I could go on like this, but I will give you just one last example. Before I do, let me state that nowhere in the book I got the impression that the author was writing fiction. Therefore I expected serious research (and probably some serious written sources, not mainly Internet articles as well as newspaper and magazine ones, as is evident from the References section at the end of the book). The last chapter deals with Hurricane Katrina. I am not going to double check all of the data and figures in it, although at a glance quite some of them seem off. But this really topped it all for me, “When the weather finally cleared, New Orleans was a devastated ghost town. Neighborhoods flooded by contaminated water stood empty. Businesses were closed. Trade and tourism were at a standstill. The Superdome sat bruised and battered. The wrought-iron balconies of the French Quarter lay twisted and discarded.” There was hardly any damage in the French Quarter. It did not flood. Some of the bars on Bourbon never closed. And none of the balconies were torn off, let alone discarded. I should know. I was there.
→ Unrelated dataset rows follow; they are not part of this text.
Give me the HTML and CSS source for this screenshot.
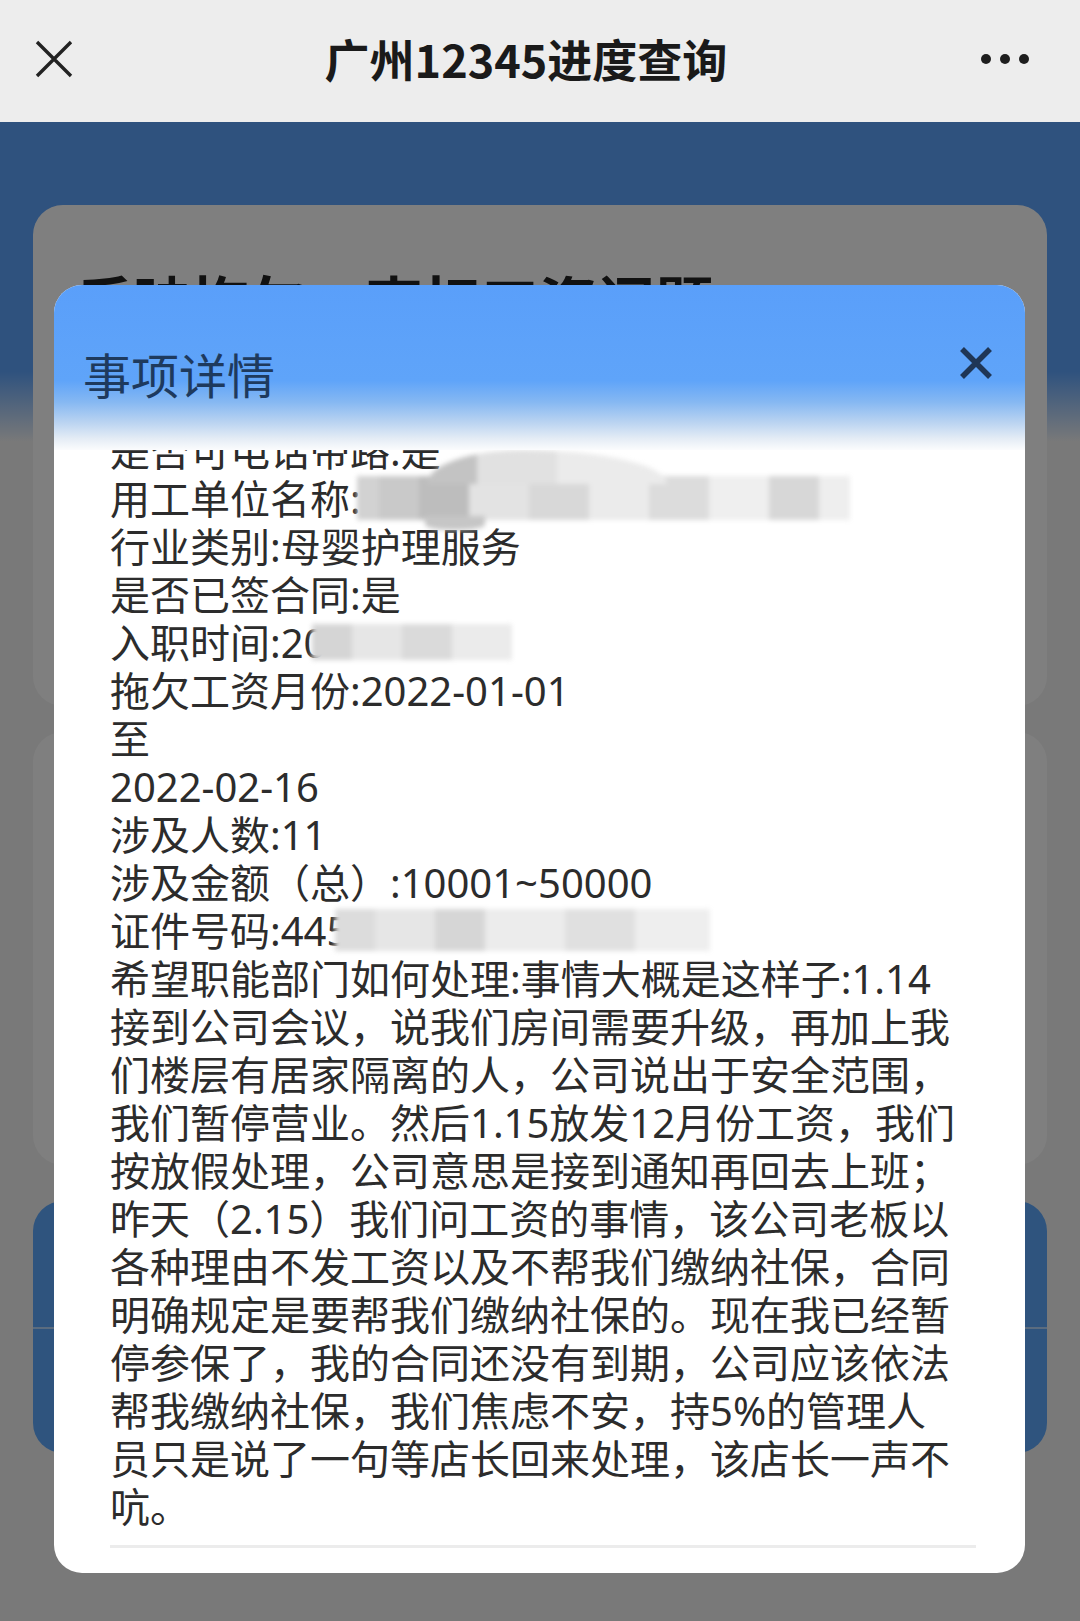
FILE: index.html
```html
<!DOCTYPE html>
<html lang="zh-CN">
<head>
<meta charset="utf-8">
<title>广州12345进度查询</title>
<link rel="stylesheet" href="styles.css">
</head>
<body>
<header class="navbar">
  <svg class="nav-close" width="38" height="38" viewBox="0 0 38 38"><path d="M2 2L36 36M36 2L2 36" stroke="#222" stroke-width="3.4" fill="none"/></svg>
  <h1 class="nav-title">广州12345进度查询</h1>
  <div class="nav-more"><span></span><span></span><span></span></div>
</header>
<main class="page">
  <section class="card card-summary"><h2 class="card-title">反映拖欠、克扣工资问题</h2></section>
  <section class="card card-info"></section>
  <section class="card-actions"><div class="action"></div><div class="action"></div></section>
  <div class="mask"></div>
  <div class="modal">
    <div class="modal-head">
      <h3 class="modal-title">事项详情</h3>
      <svg class="modal-close" width="34" height="34" viewBox="0 0 34 34"><path d="M3 3L31 31M31 3L3 31" stroke="#1f3656" stroke-width="5.5" fill="none"/></svg>
    </div>
    <div class="modal-body">
      <div class="detail">
        <p>是否可电话带路:是</p>
        <p>用工单位名称:<span class="mosaic mosaic-company"></span></p>
        <p>行业类别:母婴护理服务</p>
        <p>是否已签合同:是</p>
        <p>入职时间:20<span class="mosaic mosaic-date"></span></p>
        <p>拖欠工资月份:2022-01-01</p>
        <p>至</p>
        <p>2022-02-16</p>
        <p>涉及人数:11</p>
        <p>涉及金额（总）:10001~50000</p>
        <p>证件号码:445<span class="mosaic mosaic-id"></span></p>
        <p>希望职能部门如何处理:事情大概是这样子:1.14接到公司会议，说我们房间需要升级，再加上我们楼层有居家隔离的人，公司说出于安全范围，我们暂停营业。然后1.15放发12月份工资，我们按放假处理，公司意思是接到通知再回去上班；昨天（2.15）我们问工资的事情，该公司老板以各种理由不发工资以及不帮我们缴纳社保，合同明确规定是要帮我们缴纳社保的。现在我已经暂停参保了，我的合同还没有到期，公司应该依法帮我缴纳社保，我们焦虑不安，持5%的管理人员只是说了一句等店长回来处理，该店长一声不吭。</p>
      </div>
      <div class="divider"></div>
    </div>
  </div>
</main>
</body>
</html>
```
FILE: styles.css
```css
* { box-sizing: border-box; }
html, body { margin: 0; padding: 0; }
body {
  width: 1080px;
  height: 1621px;
  overflow: hidden;
  background: #f3f3f3;
  font-family: "Noto Sans", "Noto Sans CJK SC", sans-serif;
}
.navbar {
  height: 122px;
  background: #ededed;
  display: grid;
  grid-template-columns: 1fr auto 1fr;
  align-items: center;
  padding: 0 51px 4px 35px;
}
.nav-close { display: block; }
.nav-title {
  margin: 0;
  font-family: "Noto Sans CJK SC", sans-serif;
  font-weight: 700;
  font-size: 45px;
  line-height: 52px;
  color: #1a1a1a;
  transform: translateX(-6px);
}
.nav-more {
  justify-self: end;
  display: flex;
  gap: 9px;
}
.nav-more span {
  width: 10px;
  height: 10px;
  border-radius: 50%;
  background: #1e1e1e;
}
.page {
  position: relative;
  height: 1499px;
  overflow: hidden;
  padding: 83px 33px 0;
  background: linear-gradient(180deg, #5fa5fd 0, #5fa5fd 250px, #f3f3f3 320px);
  display: flex;
  flex-direction: column;
}
.card {
  background: #ffffff;
  border-radius: 30px;
}
.card-summary {
  height: 501px;
  padding: 60px 42px 0;
}
.card-title {
  margin: 0;
  font-family: "Noto Sans CJK SC", sans-serif;
  font-weight: 700;
  font-size: 58px;
  line-height: 70px;
  color: #222;
}
.card-info {
  margin-top: 26px;
  height: 433px;
}
.card-actions {
  margin-top: 36px;
  height: 252px;
  border-radius: 30px;
  background: #5ea9fc;
  display: flex;
  flex-direction: column;
}
.action { height: 130px; }
.action + .action { border-top: 2px solid rgba(255, 255, 255, 0.55); }
.mask {
  position: absolute;
  inset: 0;
  background: rgba(0, 0, 0, 0.5);
}
.modal {
  position: absolute;
  left: 54px;
  top: 163px;
  width: 971px;
  height: 1288px;
  border-radius: 28px;
  overflow: hidden;
  background: #ffffff;
  display: flex;
  flex-direction: column;
}
.modal-head {
  height: 165px;
  flex: none;
  display: flex;
  justify-content: space-between;
  align-items: flex-start;
  padding: 64px 32px 0 29px;
  background: linear-gradient(180deg, #5a9ffa 0%, #5fa4f9 58%, #86b8f2 71%, #b9d3f1 83%, #e4ecf5 93%, #fbfcfd 100%);
}
.modal-title {
  margin: 0;
  font-family: "Noto Sans CJK SC", sans-serif;
  font-weight: 400;
  font-size: 48px;
  line-height: 48px;
  color: #1e3a5e;
}
.modal-close { margin-top: -3px; }
.modal-body {
  flex: 1;
  overflow: hidden;
  padding: 0 67px 0 56px;
}
.detail {
  margin-top: -23px;
  font-size: 40px;
  line-height: 48px;
  color: #2c2c2c;
}
.detail p { margin: 0; }
.divider {
  margin-top: 14px;
  width: 866px;
  height: 3px;
  background: #ececec;
}
.mosaic {
  display: inline-block;
  position: relative;
  vertical-align: middle;
  transform: translateY(-5px);
  filter: blur(2.4px);
}
.mosaic-company {
  width: 493px;
  height: 44px;
  margin: -12px 0 -12px -4px;
  background: linear-gradient(90deg, #d2d2d2 0 22px, #c9c9c9 22px 62px, #bdbdbd 62px 112px, #e3e3e3 112px 172px, #d8d8d8 172px 232px, #ebebeb 232px 292px, #dcdcdc 292px 352px, #efefef 352px 412px, #d7d7d7 412px 462px, #eeeeee 462px 493px);
}
.mosaic-company::before {
  content: "";
  position: absolute;
  left: 70px;
  top: -26px;
  width: 240px;
  height: 34px;
  border-radius: 40% 60% 0 0 / 100% 100% 0 0;
  background: linear-gradient(90deg, #c3c3c3 0 50px, #e1e1e1 50px 130px, #ebebeb 130px 240px);
}
.mosaic-company::after {
  content: "";
  position: absolute;
  left: 68px;
  bottom: -10px;
  width: 60px;
  height: 14px;
  border-radius: 0 0 40% 40%;
  background: #c6c6c6;
}
.mosaic-date {
  width: 200px;
  height: 36px;
  margin: -10px 0 -10px -14px;
  background: linear-gradient(90deg, #d5d5d5 0 40px, #e6e6e6 40px 90px, #dadada 90px 140px, #ebebeb 140px 200px);
}
.mosaic-id {
  width: 375px;
  height: 42px;
  margin: -12px 0 -12px -14px;
  background: linear-gradient(90deg, #dcdcdc 0 40px, #e6e6e6 40px 100px, #d6d6d6 100px 150px, #ececec 150px 230px, #e0e0e0 230px 300px, #eeeeee 300px 375px);
}
```
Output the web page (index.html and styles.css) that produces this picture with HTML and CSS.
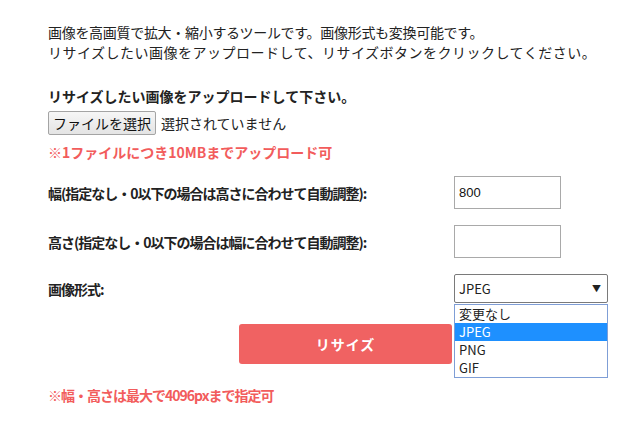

Such inaccuracies and unwanted sensationalism are not going to help New Orleans and although I appreciate Ms. Stuart’s effort to write what she probably intended as a homage to a city she obviously loves, I cannot recommend her book as it is. If she is willing to put more time and research in it, I’ll gladly read “It Happened in New Orleans” again and revise my opinion. But for the time being, there are better and more accurate books out there than this rehash of a hodge-podge of events.